By Nicolas Kayser-Bril • firstname.lastname@example.org • GPG Key
We usually do not write about newly-released software, especially when there is no way to audit it. But the hype over GPT-3, a natural language generator, was such that several readers asked for a review.
I still have no direct access to GPT-3. OpenAI, the firm behind it, left me “on read” and did not answer my request. But Alexander Turner, a PhD candidate at Oregon State University, shared a trick: You can create a paid account on “AIDungeon”, a text-based game that relies on GPT-3, and obtain as close an access to the real thing as is currently possible.
In this implementation, GPT-3 generates text from prompts (the tool can do more, such as generating computer code). Because it handles context, it is a lot of fun to play with. You can create characters in one sentence and let the computer animate them in the next. You can create fictional scenarios and let the computer complete them. In the text below, my prompts are in grey, automatically generated text is in black:
The year is 2022. All companies in the European Union comply with the General Data Protection Regulation (GDPR) which requires all companies to store data on their customers and employees in a central database. This is done for security reasons, but it also gives you an opportunity to get rid of your old system.

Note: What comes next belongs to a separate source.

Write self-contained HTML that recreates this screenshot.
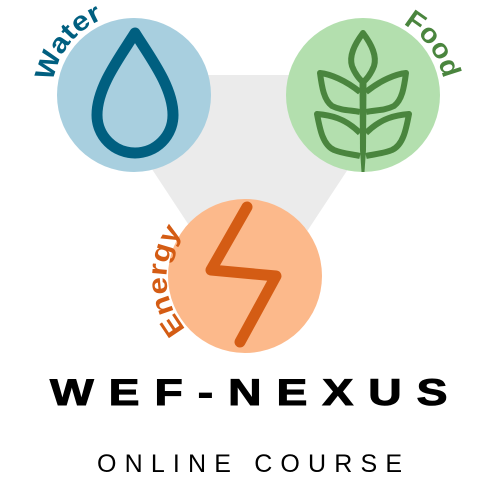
<!DOCTYPE html>
<html><head><meta charset="utf-8"><style>html,body{margin:0;padding:0;background:#fff;width:500px;height:500px;overflow:hidden}</style></head><body>
<svg width="500" height="500" viewBox="0 0 500 500" xmlns="http://www.w3.org/2000/svg">
<defs>
<path id="pw" d="M53,82 A82,82 0 0 1 130,13"/>
<path id="pf" d="M403,24 A82,82 0 0 1 445,97"/>
<path id="pe" d="M186,329 A78,78 0 0 1 181,232"/>
</defs>
<polygon points="90,75 410,75 250,318" fill="#ebebeb"/>
<circle cx="134" cy="95" r="77" fill="#a8cfdf"/>
<circle cx="363" cy="95" r="77" fill="#b3dfae"/>
<circle cx="245" cy="276" r="77" fill="#fcb98b"/>
<path d="M135,33 C120,57 97,87 97,115 A38,38 0 0 0 173,115 C173,87 150,57 135,33Z" fill="none" stroke="#005f80" stroke-width="11" stroke-linejoin="round"/>
<polyline points="247,207 211,270 276,276 240,342" fill="none" stroke="#d45c14" stroke-width="11" stroke-linecap="round" stroke-linejoin="round"/>
<g fill="none" stroke="#4a853e" stroke-width="6" stroke-linejoin="round">
<path d="M363,33 C354,45 349,56 352,66 C355,74 360,80 363,82 C366,80 371,74 374,66 C377,56 372,45 363,33Z"/>
<path d="M360,92 C345,80 330,74 320,73 C322,88 324,100 332,106 C342,111 352,110 360,112"/>
<path d="M366,92 C381,80 396,74 406,73 C404,88 402,100 394,106 C384,111 374,110 366,112"/>
<path d="M360,133 C345,118 330,115 317,114 C320,130 323,145 334,150 C344,154 352,154 360,156"/>
<path d="M366,133 C381,118 396,115 409,114 C406,130 403,145 392,150 C382,154 374,154 366,156"/>
</g>
<path d="M359.5,82 L366.5,82 L366,150 L364.5,172 L361.5,172 L360,150Z" fill="#4a853e"/>
<g font-family="Liberation Sans, sans-serif" font-weight="bold" font-size="27">
<text fill="#005f80"><textPath href="#pw" textLength="84" lengthAdjust="spacingAndGlyphs">Water</textPath></text>
<text fill="#4a853e"><textPath href="#pf" textLength="70" lengthAdjust="spacingAndGlyphs">Food</textPath></text>
<text fill="#d45c14"><textPath href="#pe" textLength="106" lengthAdjust="spacingAndGlyphs">Energy</textPath></text>
</g>
<text x="40" y="405" font-family="Liberation Sans, sans-serif" font-weight="bold" font-size="37" textLength="318" lengthAdjust="spacing" fill="#000" stroke="#000" stroke-width="1" transform="scale(1.25 1)">WEF-NEXUS</text>
<text x="97" y="472" font-family="Liberation Sans, sans-serif" font-size="25" textLength="305" lengthAdjust="spacing" fill="#000">ONLINE COURSE</text>
</svg>
</body></html>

Data protection authorities have seen their budgets increase tenfold in the last two years, and they are looking for a way to use their new powerful system. They need something spectacular to justify their existence because they know that without it, they will be reined in.
The head of the French Data protection authority said: “We need to target big fish, Google and Facebook are too hard to get data from, we need something easier.”
Like most things labeled Artificial Intelligence, GPT-3 was fed a lot of data and tasked with finding patterns. GPT-3 was trained with a corpus of text made of Wikipedia, books and a large part of the public internet (The Economist published a good description of the tool).
As always, the biases of the training data are obvious. The vast majority of Wikipedia contributors are male, and OpenAI did not disclose the gender breakdown of the book authors it included. Perhaps as a result, it was very easy to create masculinist personae with GPT-3, while most of my female characters were clueless and asked for help.
Some reported that GPT-3 produced content that was racist, misogynistic or anti-Muslim, but I could not replicate their findings. Without a public audit, it is impossible to say how biased GPT-3 actually is.
OpenAI pretended to solve the problem by using a “toxicity” score on the generated text, so that insults are filtered out. This is unlikely to resolve the issue. As we showed in the case of Perspective, a Google service that measures text toxicity, such tools are likely to flag anything related to minorities, not just disparaging comments. Making GPT-3 more civil could end up making it even more discriminatory.
The hype around GPT-3 seems largely due to OpenAI’s excellent publicity skills. Their previous tool, GPT-2, was announced as too dangerous to be released publicly. Of course, GPT-2 did not become a weapon of any sort, but this did not prevent OpenAI from harvesting a massive press coverage.
GPT-3 is no different. Despite admirable achievements, the tool is still unable to detect or produce meaning. It might prove very useful in tasks where no meaning is required, such as writing pseudo-profound statements or horoscopes.
Many experts agree that it cannot be used for much else. Legal firms worry that confidential clients’ data could end up in the system’s training data set. Natural language professionals favor accuracy over verbosity.
Coupled with voice generation, GPT-3 could certainly power call centers and automate interactions with customers or with beneficiaries of social services. As is already happening, such automation would probably speed up the processing of the most common cases while making it near-impossible for others to have their claims processed. It is unlikely that GPT-3 could be a net benefit there.
Clients of OpenAI will doubtless be able to buy fine-tuned versions of the tool. But given that training GPT-3 gobbled several million euros in server costs, new versions are unlikely to be cheap.
If history is any guide, it seems that humans, with or without the help of machines, are already very capable of producing senseless text. Many marketing and misinformation powerhouses made a business of “flooding the zone” with stories and comments whose only purpose is to grab attention. GPT-3 could help them, but it is hard to see what else it could do.